Comme une dernière pièce du puzzle, un reportage de l'émission québécoise Enquête a fait grand bruit, en octobre 2015. Des femmes autochtones de la ville québécoise de Val-d'Or dénoncent, pour la première fois à visage découvert, les maltraitances physiques et sexuelles qu'elles subissent régulièrement de la part de certains membres des forces de police.

Beaucoup d'espoirs reposent sur la commission d'enquête nationale initiée par Justin Trudeau. L'espoir de réformer un système social défaillant qui perpétue l'appauvrissement des communautés autochtones et leur lente destruction. L'espoir des familles de victimes, pour que les enquêtes soient rouvertes. L'espoir de voir les services de police réformer les pratiques et lutter contre le racisme anti-autochtone, prégnant dans leurs rangs. «Il est important que l'on démontre grâce à nos recherches qu'il y a eu un profilage racial, une discrimination systémique […] et un traitement policier particulier de ces affaires parce qu'elles impliquent des Autochtones», détaille à Libération Michèle Audette, ancienne présidente de l'association Femmes autochtones du Québec et l'une des cinq commissaires de l'enquête désignés par le gouvernement.
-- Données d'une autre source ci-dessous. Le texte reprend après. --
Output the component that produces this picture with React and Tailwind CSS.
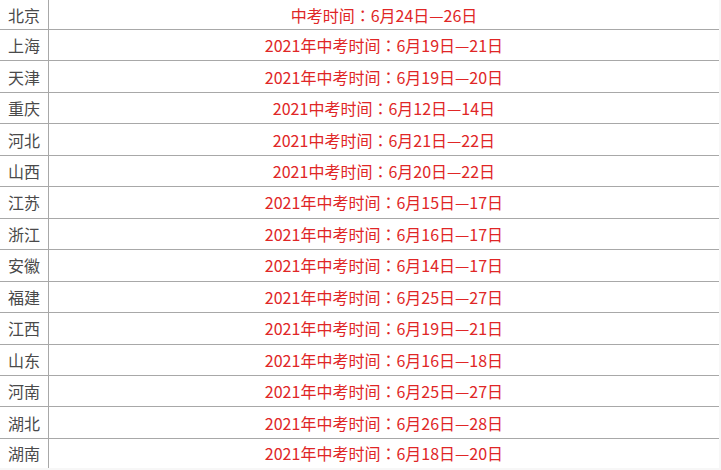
const rows = [
  ['北京', '中考时间', '6月24日—26日'],
  ['上海', '2021年中考时间', '6月19日—21日'],
  ['天津', '2021年中考时间', '6月19日—20日'],
  ['重庆', '2021中考时间', '6月12日—14日'],
  ['河北', '2021中考时间', '6月21日—22日'],
  ['山西', '2021中考时间', '6月20日—22日'],
  ['江苏', '2021年中考时间', '6月15日—17日'],
  ['浙江', '2021年中考时间', '6月16日—17日'],
  ['安徽', '2021年中考时间', '6月14日—17日'],
  ['福建', '2021年中考时间', '6月25日—27日'],
  ['江西', '2021年中考时间', '6月19日—21日'],
  ['山东', '2021年中考时间', '6月16日—18日'],
  ['河南', '2021年中考时间', '6月25日—27日'],
  ['湖北', '2021年中考时间', '6月26日—28日'],
  ['湖南', '2021年中考时间', '6月18日—20日'],
]

export default function App() {
  return (
    <div
      className="w-[721px] h-[470px] overflow-hidden bg-[#f7f7f7] text-[16px]"
      style={{ fontFamily: '"Noto Sans CJK SC", "Noto Sans", sans-serif' }}
    >
      <div className="w-[719px] bg-white">
        {rows.map(([province, label, dates], i) => {
          const first = i === 0
          const last = i === rows.length - 1
          return (
            <div
              key={province}
              className={`flex ${first ? 'h-[30px] border-b border-[#a8a8a8]' : last ? 'h-[29px]' : 'h-[31.46px] border-b border-[#a8a8a8]'}`}
            >
              <div className="w-[49px] shrink-0 border-r border-[#a8a8a8] flex items-center justify-center text-[#4a4a4a]">
                {province}
              </div>
              <div className="flex-1 flex items-center justify-center text-[#e02626]">
                {label}
                <span className="font-['Noto_Sans_CJK_TC',sans-serif]">：</span>
                {dates}
              </div>
            </div>
          )
        })}
      </div>
    </div>
  )
}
Des espoirs que beaucoup de militants estiment surévalués. Pour Ellen Gabriel, figure internationale du mouvement autochtone, artiste mohawk de la nation Kanesatake, cette enquête ne suffira pas à améliorer les conditions de vie des peuples et leur droit à l'autodétermination : «Les meurtres et les disparitions de filles et femmes autochtones ne vont pas s'arrêter juste parce que cette commission enquête. Nous devons être capables de travailler à empêcher cela dès maintenant.» La militante regrette que les multiples rapports et recommandations présentés au gouvernement n'aient pas été suivis, «par manque de moyens financiers et de volonté politique».

Michèle Audette, elle, veut croire que cette enquête jouera le porte-voix pour les revendications autochtones, forçant le gouvernement à agir. «Nous voulons, à la fin de l'enquête, pouvoir proposer un nouveau projet de société» pour protéger ces femmes et filles du triste destin qui les guette.